Teacher-Student Guided Inverse Modeling for Steel Final Hardness Estimation
Ahmad Alsheikh, Andreas Fischer
TL;DR
The paper tackles inverse steel heat-treatment planning by addressing the many-to-one mapping that links input conditions to final hardness. It introduces a Teacher-Student framework where a fixed forward Teacher predicts hardness from $13$ inputs, while an inverse Student learns to generate plausible input configurations from a target hardness through iterative supervision. On a public tempered steel dataset, the approach achieves high $R^2$ (≈0.98) and rapid convergence, outperforming baseline regressors and a TD3 reinforcement learning agent in both accuracy and training time. This method offers a data-efficient, interpretable route for inverse process modeling with potential for real-time control and extensions to uncertainty and diversity in the predicted inputs.
Abstract
Predicting the final hardness of steel after heat treatment is a challenging regression task due to the many-to-one nature of the process -- different combinations of input parameters (such as temperature, duration, and chemical composition) can result in the same hardness value. This ambiguity makes the inverse problem, estimating input parameters from a desired hardness, particularly difficult. In this work, we propose a novel solution using a Teacher-Student learning framework. First, a forward model (Teacher) is trained to predict final hardness from 13 metallurgical input features.
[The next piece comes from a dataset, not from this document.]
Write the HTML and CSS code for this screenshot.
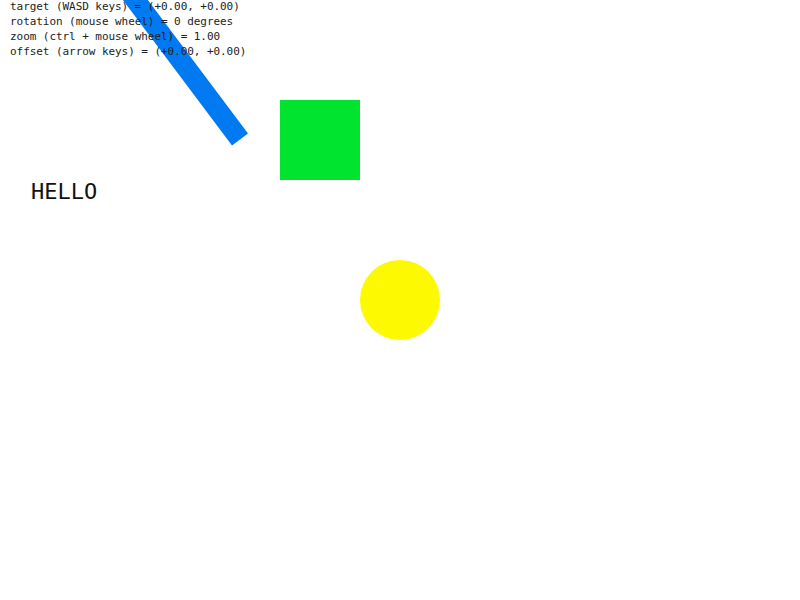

Then, a backward model (Student) is trained to infer plausible input configurations from a target hardness value. The Student is optimized by leveraging feedback from the Teacher in an iterative, supervised loop. We evaluate our method on a publicly available tempered steel dataset and compare it against baseline regression and reinforcement learning models. Results show that our Teacher-Student framework not only achieves higher inverse prediction accuracy but also requires significantly less computational time, demonstrating its effectiveness and efficiency for inverse process modeling in materials science.